#### OBJECTIVE
Write out the material again word for word, dropping any images it holds.
==== GIVEN DATA ====
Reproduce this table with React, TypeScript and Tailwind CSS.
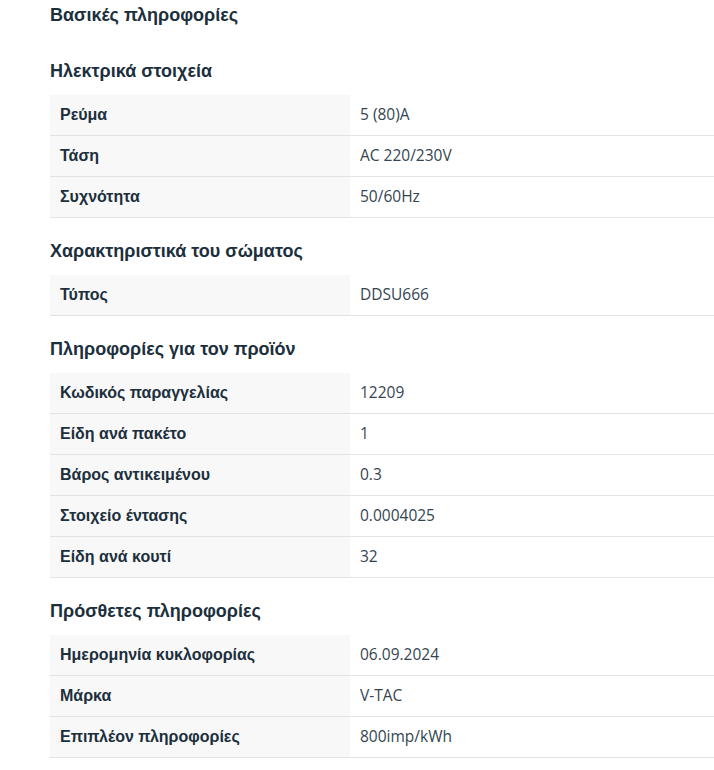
const sections: { title: string; rows: [string, string][] }[] = [
  {
    title: "Ηλεκτρικά στοιχεία",
    rows: [
      ["Ρεύμα", "5 (80)A"],
      ["Τάση", "AC 220/230V"],
      ["Συχνότητα", "50/60Hz"],
    ],
  },
  {
    title: "Χαρακτηριστικά του σώματος",
    rows: [["Τύπος", "DDSU666"]],
  },
  {
    title: "Πληροφορίες για τον προϊόν",
    rows: [
      ["Κωδικός παραγγελίας", "12209"],
      ["Είδη ανά πακέτο", "1"],
      ["Βάρος αντικειμένου", "0.3"],
      ["Στοιχείο έντασης", "0.0004025"],
      ["Είδη ανά κουτί", "32"],
    ],
  },
  {
    title: "Πρόσθετες πληροφορίες",
    rows: [
      ["Ημερομηνία κυκλοφορίας", "06.09.2024"],
      ["Μάρκα", "V-TAC"],
      ["Επιπλέον πληροφορίες", "800imp/kWh"],
    ],
  },
];

export default function App() {
  return (
    <div className="min-h-[770px] bg-white pl-[50px] text-[#1c2f3c] font-['Liberation_Sans',Arial,sans-serif]">
      <h2 className="pt-[4px] text-[18px] font-bold leading-[22px]">Βασικές πληροφορίες</h2>
      {sections.map((s, i) => (
        <div key={i} className={i === 0 ? "mt-[34px]" : "mt-[22px]"}>
          <h3 className="text-[18px] font-bold leading-[22px]">{s.title}</h3>
          <div className="mt-[13px]">
            {s.rows.map(([label, value]) => (
              <div key={label} className="flex h-[41px] border-b border-[#e3e3e3]">
                <div className="w-[300px] shrink-0 bg-[#f8f8f8] pl-[10px] flex items-center text-[16px] font-bold">
                  {label}
                </div>
                <div className="flex-1 pl-[10px] flex items-center text-[15.5px] text-[#35454f] font-['Open_Sans',sans-serif]">
                  {value}
                </div>
              </div>
            ))}
          </div>
        </div>
      ))}
    </div>
  );
}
====
#### FULL ANSWER
Reproduce this table with React, TypeScript and Tailwind CSS.
const sections: { title: string; rows: [string, string][] }[] = [
  {
    title: "Ηλεκτρικά στοιχεία",
    rows: [
      ["Ρεύμα", "5 (80)A"],
      ["Τάση", "AC 220/230V"],
      ["Συχνότητα", "50/60Hz"],
    ],
  },
  {
    title: "Χαρακτηριστικά του σώματος",
    rows: [["Τύπος", "DDSU666"]],
  },
  {
    title: "Πληροφορίες για τον προϊόν",
    rows: [
      ["Κωδικός παραγγελίας", "12209"],
      ["Είδη ανά πακέτο", "1"],
      ["Βάρος αντικειμένου", "0.3"],
      ["Στοιχείο έντασης", "0.0004025"],
      ["Είδη ανά κουτί", "32"],
    ],
  },
  {
    title: "Πρόσθετες πληροφορίες",
    rows: [
      ["Ημερομηνία κυκλοφορίας", "06.09.2024"],
      ["Μάρκα", "V-TAC"],
      ["Επιπλέον πληροφορίες", "800imp/kWh"],
    ],
  },
];

export default function App() {
  return (
    <div className="min-h-[770px] bg-white pl-[50px] text-[#1c2f3c] font-['Liberation_Sans',Arial,sans-serif]">
      <h2 className="pt-[4px] text-[18px] font-bold leading-[22px]">Βασικές πληροφορίες</h2>
      {sections.map((s, i) => (
        <div key={i} className={i === 0 ? "mt-[34px]" : "mt-[22px]"}>
          <h3 className="text-[18px] font-bold leading-[22px]">{s.title}</h3>
          <div className="mt-[13px]">
            {s.rows.map(([label, value]) => (
              <div key={label} className="flex h-[41px] border-b border-[#e3e3e3]">
                <div className="w-[300px] shrink-0 bg-[#f8f8f8] pl-[10px] flex items-center text-[16px] font-bold">
                  {label}
                </div>
                <div className="flex-1 pl-[10px] flex items-center text-[15.5px] text-[#35454f] font-['Open_Sans',sans-serif]">
                  {value}
                </div>
              </div>
            ))}
          </div>
        </div>
      ))}
    </div>
  );
}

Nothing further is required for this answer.